Normally I review more chapters of a new comic than just three but because everything past the first three are behind a coin paywall, one which would have cost me…maybe $5 total for the whole rest of the season, I decided to stick to what everyone could experience. “BFF” is a French comic about a group of friends and the close knit nature of the group, as well as the secrets between them. Our principal character, at least from what I’ve read, is Olivier. As we find out during the first episode, he is a pianist, though he is always referred to as “the artist,” who is clearly far more successful than he lets on to his friends. The dramatic irony of this situation, right down to him having two phones to coordinate it all, during ‘The Shower’ and ‘The Brunch’ provides a lot of the tension of these early chapters, though not all of it.

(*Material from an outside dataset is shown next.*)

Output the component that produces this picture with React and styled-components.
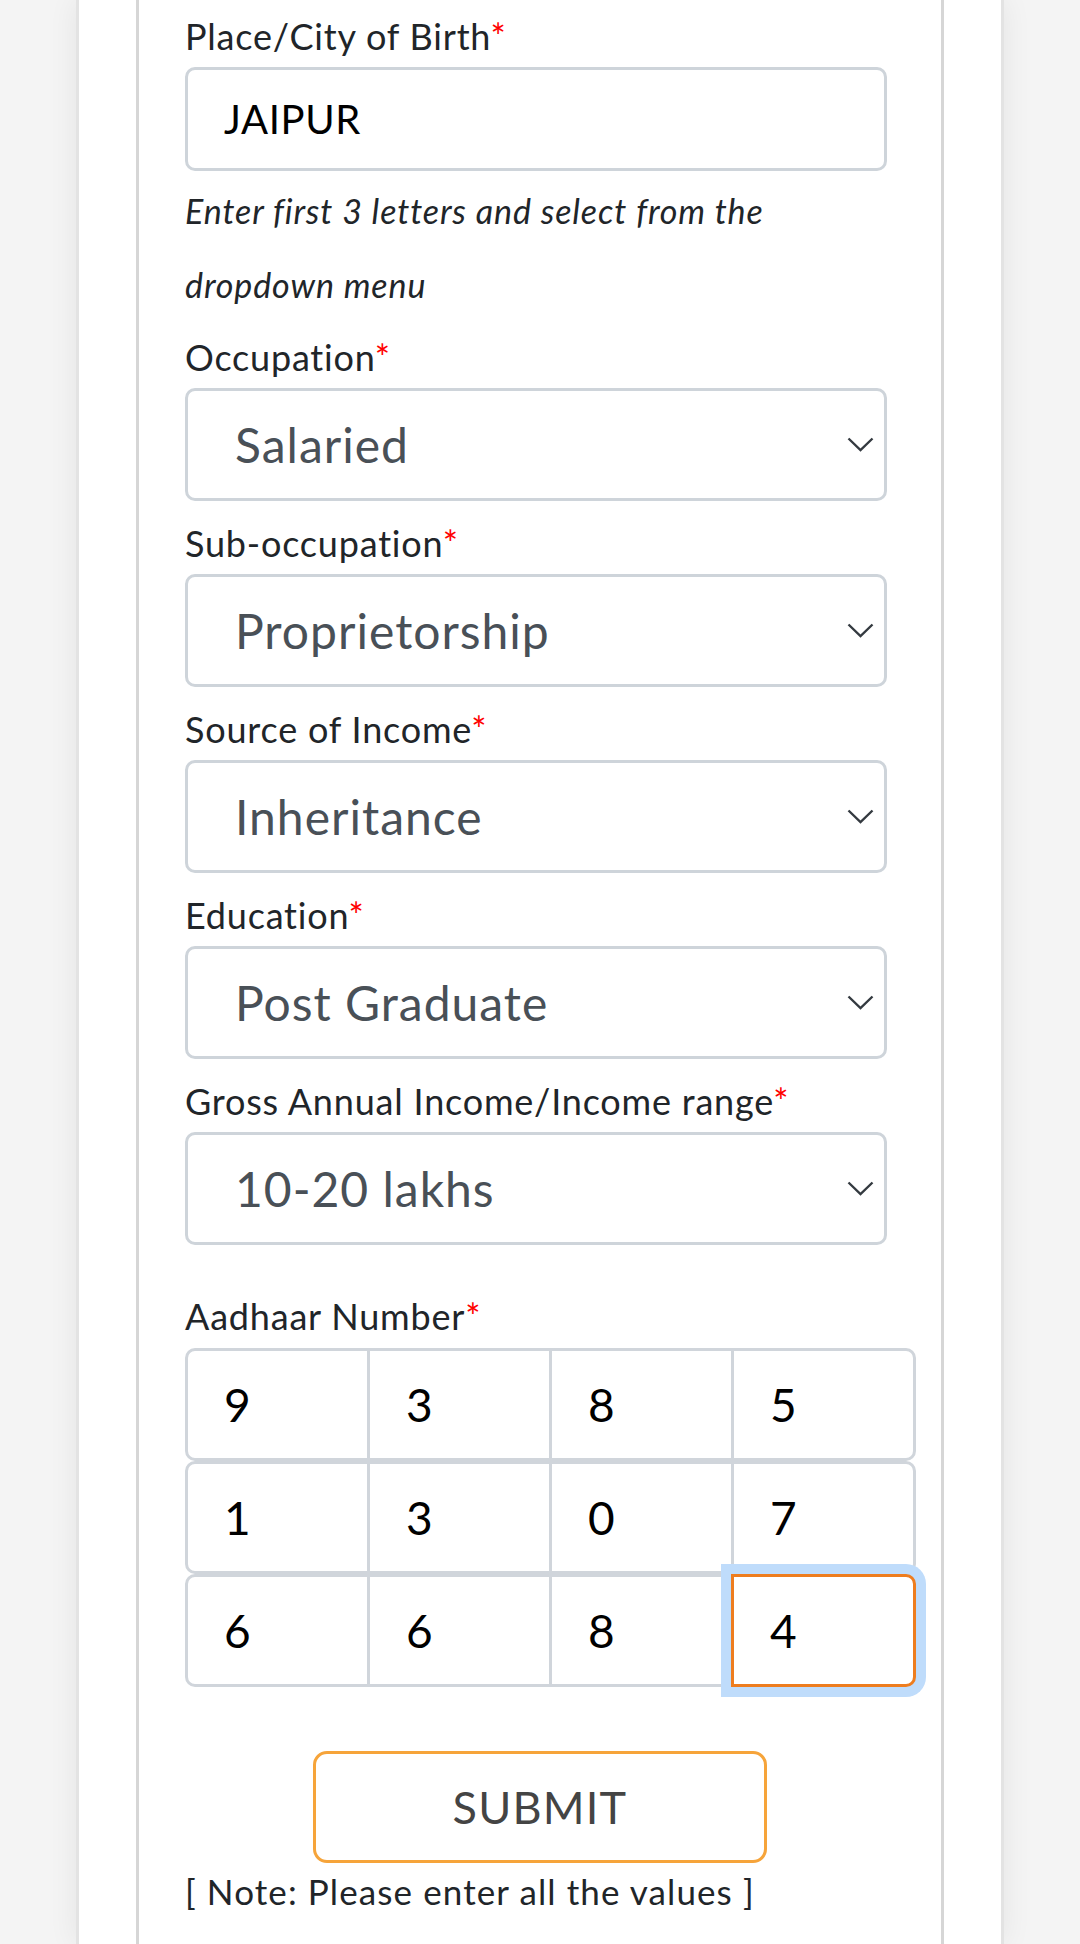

What’s really great about “BFF” is the way the creators dole out information. It keeps you invested in the narrative by allowing you to put pieces together of potential puzzles via the normal interactions between the characters and moments like Baptiste dissociating at the dinner table or Olivier sneaking through the closet of a ratty, tiny apartment that’s his to a beautiful loft that’s ALSO his. The art is also deceptively simple, with a very limited palette of mostly greens and yellows and a harsh but still mellow scarlet. I like the simplicity of the art because it forces you to really focus on the characters in the frame and how they’re placed within each panel. It doesn’t always work, with some of the panels feeling empty without backgrounds rather than focused, but more often than not it’s good for the story.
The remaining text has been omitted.